Once you're ready to buy a home, you need a loan that fits your budget and your financial objectives. Some people prefer the predictability of a fixed-rate home loan. Others need low initial monthly payments that an adjustable-rate loan offers. However, others like the idea of paying off their loan sooner and saving thousands of dollars in interest and, thus, opt for a shorter term. 

Selecting the best home loan for your needs can be confusing. It is best to consult with one of our experienced real estate lenders to discuss your financial goals, income and expenses. They can help you determine the appropriate home financing option based on your needs.

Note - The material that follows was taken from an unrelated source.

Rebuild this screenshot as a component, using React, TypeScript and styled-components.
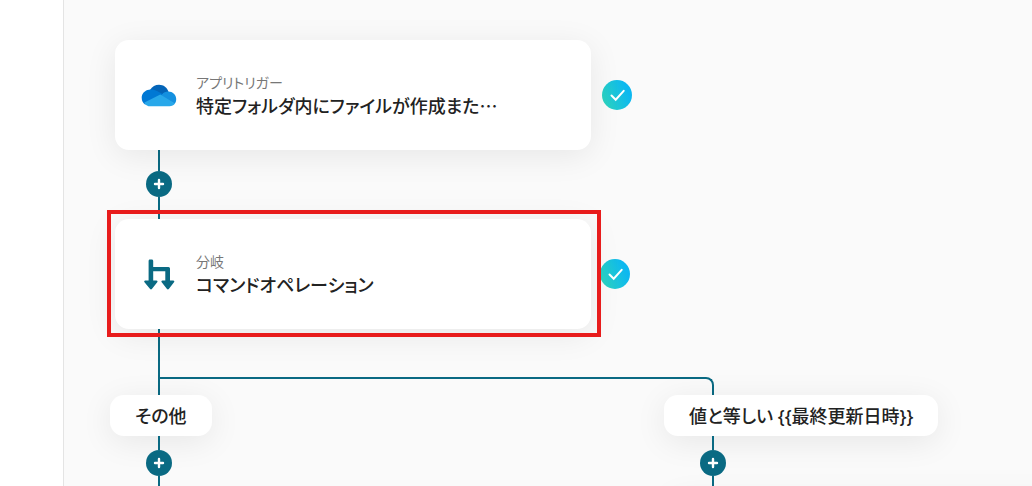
import React from 'react';
import styled, { createGlobalStyle } from 'styled-components';

const teal = '#0a6a83';
const softShadow = '0 6px 32px rgba(0, 0, 0, 0.08)';

const GlobalStyle = createGlobalStyle`
  *, *::before, *::after { box-sizing: border-box; }
  body {
    margin: 0;
    background: #fafafa;
    color: #222;
    font-family: "Noto Sans CJK JP", sans-serif;
    font-feature-settings: "palt";
  }
  button { font: inherit; font-feature-settings: inherit; color: inherit; border: 0; cursor: pointer; }
`;

const Page = styled.div`
  display: grid;
  grid-template-columns: 64px minmax(0, 1fr);
  height: 100vh;
`;

const Sidebar = styled.aside`
  background: #fff;
  border-right: 1px solid #e4e4e4;
`;

const Canvas = styled.main`
  overflow: hidden;
  padding: 40px 0 0 46px;
`;

const NodeRow = styled.div<{ $gap: number }>`
  display: flex;
  align-items: center;
  gap: ${({ $gap }) => $gap}px;
  padding-left: 5px;
`;

const CardFrame = styled.div`
  position: relative;
  flex: none;
`;

const Highlight = styled.div`
  position: absolute;
  inset: -9px -10px -8px -8px;
  border: 4px solid #e81c1c;
  pointer-events: none;
`;

const Card = styled.button`
  display: flex;
  align-items: center;
  gap: 17px;
  width: 476px;
  height: 110px;
  padding: 0 24px;
  border-radius: 14px;
  background: #fff;
  box-shadow: ${softShadow};
  text-align: left;
`;

const Texts = styled.span`
  display: flex;
  flex-direction: column;
  min-width: 0;
`;

const Kind = styled.span`
  font-size: 14px;
  line-height: 20px;
  color: #777;
`;

const Title = styled.span`
  font-size: 18px;
  line-height: 26px;
  font-weight: 500;
`;

const Stem = styled.div<{ $height: number }>`
  width: 2px;
  height: ${({ $height }) => $height}px;
  margin-left: 48px;
  background: ${teal};
`;

const Link = styled.div`
  display: flex;
  flex-direction: column;
  align-items: center;
  width: 98px;
`;

const LinkLine = styled.span<{ $height: number }>`
  width: 2px;
  height: ${({ $height }) => $height}px;
  background: ${teal};
`;

const AddButton = styled.button`
  display: grid;
  place-items: center;
  width: 26px;
  height: 26px;
  padding: 0;
  border-radius: 50%;
  background: ${teal};
`;

const Fork = styled.div`
  width: 556px;
  height: 18px;
  margin-left: 48px;
  border: 2px solid ${teal};
  border-bottom: 0;
  border-top-right-radius: 8px;
`;

const Branches = styled.div`
  display: grid;
  grid-template-columns: 554px 1fr;
`;

const Pill = styled.button`
  height: 41px;
  padding: 0 25px;
  border-radius: 14px;
  background: #fff;
  box-shadow: ${softShadow};
  font-family: "Noto Sans", "Noto Sans CJK JP", sans-serif;
  font-size: 18px;
  line-height: 26px;
  font-weight: 500;
  white-space: nowrap;
`;

function CloudIcon() {
  return (
    <svg width="40" height="40" viewBox="0 -1 40 40" aria-hidden="true">
      <path d="M11 14C13 10.500 16.500 8.800 20 8.800c4.500 0 8.300 2.800 9.500 7.200l-7 5z" fill="#0364b8" />
      <path d="M10 13.700c3-.6 5.500-.1 8 1.300L27 20 6 28.500C4 27 2.700 25 2.700 21.700 2.700 17.500 6 14.200 10 13.700z" fill="#0078d4" />
      <path d="M23 18.500c1.500-2.200 3.800-3 6.200-3 4.500 0 8 3.200 8 7.500 0 2-.5 3.500-1.500 4.800L21 20z" fill="#1490df" />
      <path d="M21.300 18.400L36 27.500c-1.300 1.800-3.200 2.800-5.500 2.800H11c-2.200 0-4-.9-5.500-2.800-.2-.4-.3-.8 0-1z" fill="#28a8ea" />
    </svg>
  );
}

function BranchIcon() {
  return (
    <svg width="40" height="40" viewBox="0 0 40 40" fill={teal} aria-hidden="true">
      <path d="M10.900 5.500h1.800c.9 0 1.500.6 1.500 1.500v6H29.500a1.500 1.500 0 0 1 1.500 1.500v12h3.200c1 0 1.500 1 .8 1.700l-5.200 6.900c-.5.600-1.300.6-1.800 0l-5.300-6.900c-.6-.7-.2-1.700.8-1.700h2.800v-9.300H14.200v9.300h3.200c1 0 1.500 1 .8 1.700l-5.300 6.900c-.5.600-1.300.6-1.800 0l-5.600-6.900c-.6-.7-.2-1.700.8-1.700h3.300V7c0-.9.500-1.500 1.300-1.500z" />
    </svg>
  );
}

function DoneBadge({ id }: { id: string }) {
  return (
    <svg width="30" height="30" viewBox="0 0 30 30" role="img" aria-label="完了">
      <defs>
        <linearGradient id={id} x1="0" y1="0.7" x2="1" y2="0.3">
          <stop offset="0" stopColor="#2dd4bf" />
          <stop offset="0.85" stopColor="#0db8f0" />
        </linearGradient>
      </defs>
      <circle cx="15" cy="15" r="15" fill={`url(#${id})`} />
      <path d="M9.500 15.500l4.200 4.200L21.700 10.800" fill="none" stroke="#fff" strokeWidth="2" strokeLinecap="round" />
    </svg>
  );
}

function Add() {
  return (
    <AddButton aria-label="追加">
      <svg width="26" height="26" viewBox="0 0 26 26" aria-hidden="true">
        <path d="M13 9v8M9 13h8" stroke="#fff" strokeWidth="2.400" strokeLinecap="round" />
      </svg>
    </AddButton>
  );
}

function Branch({ label, children }: { label: string; children?: React.ReactNode }) {
  return (
    <div>
      <Pill>{label}</Pill>
      <Link>
        <LinkLine $height={14} />
        <Add />
        <LinkLine $height={18} />
      </Link>
      {children}
    </div>
  );
}

export default function App() {
  return (
    <Page>
      <GlobalStyle />
      <Sidebar />
      <Canvas>
        <NodeRow $gap={11}>
          <CardFrame>
            <Card>
              <CloudIcon />
              <Texts>
                <Kind>アプリトリガー</Kind>
                <Title>特定フォルダ内にファイルが作成また…</Title>
              </Texts>
            </Card>
          </CardFrame>
          <DoneBadge id="done-trigger" />
        </NodeRow>
        <Link>
          <LinkLine $height={21} />
          <Add />
          <LinkLine $height={22} />
        </Link>
        <NodeRow $gap={9}>
          <CardFrame>
            <Card>
              <BranchIcon />
              <Texts>
                <Kind>分岐</Kind>
                <Title>コマンドオペレーション</Title>
              </Texts>
            </Card>
            <Highlight />
          </CardFrame>
          <DoneBadge id="done-branch" />
        </NodeRow>
        <Stem $height={48} />
        <Fork />
        <Branches>
          <Branch label="その他" />
          <Branch label="値と等しい {{最終更新日時}}">
            <NodeRow $gap={9}>
              <CardFrame>
                <Card aria-label="次のステップ" />
              </CardFrame>
            </NodeRow>
          </Branch>
        </Branches>
      </Canvas>
    </Page>
  );
}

How large of a down-payment will I need?
In most loan programs, at least a portion of the down payment must come from your own funds. This demonstrates to the lender that your home is an investment that is important to you. For example, if the loan program you select requires a 5% down payment and the purchase price on your home is $100,000, your down payment will be $5,000. However, you may only have to provide a 3% down payment from your own funds, totaling $3,000. The remaining 2%, or $2,000, can be a gift or grant. Some people contribute to their down payment by borrowing against the equity in their profit sharing or 401(k) plans or borrowing against an asset.

What is PITI?
Real estate lenders use this term over and over again, so it is important that you understand what it means. "PITI" is the total monthly payments you will make each month to your lender and includes principal and interest on the loan, real estate taxes, and homeowners insurance. If you will be paying private mortgage insurance or condo/co-op association fees, these monthly payments are also included in the PITI amount.

What exactly are points?
Points represent an optional charge paid to the lender at the time of closing. Each point is one percent of the loan amount. For example, two points on a $100,000 loan is $2,000. The more points you pay, the lower your interest rate will be, thus lowering your monthly payment.

How do I make an offer?
Once you have found the house you want and can afford, be sure to determine the home's true value by comparing its price to that of other houses in the same neighborhood. Your real estate agent can help you with this, or you might want to hire an independent appraiser to help guide you. Once you and the seller have reached an agreement on the price of the home, you may be asked for an earnest money deposit to hold the house while the purchase contract is being prepared.

How do I get an appraisal? When should I do this? Can you help?
Once you commit to our bank for your real estate loan, an appraisal will be ordered. Once we receive the original appraisal, your loan officer will make you aware of the property value. He or she will also present you with a copy of the appraisal at your loan closing.

What is included in the closing costs?

  1. Closing costs can be divided into three categories:
  2. Lender fees (points, appraisal, credit report, and underwriting)
  3. Pre-paids (interim interest, real estate taxes and escrow, insurance premiums and escrow)
  4. Settlement costs (title insurance, settlement/attorney fees, city/county/state taxes, recordation and courier fees)

Help! I have to close quickly. How can I speed up the loan approval process?
We can work with you to close on your home loan in a short timeframe. The best thing you can do to speed the process along is to provide all of the necessary documentation at the time of application.

What happens at the closing?
At closing, your loan papers and other real estate documents are signed. Your first home loan payment will be due approximately 30 days after closing.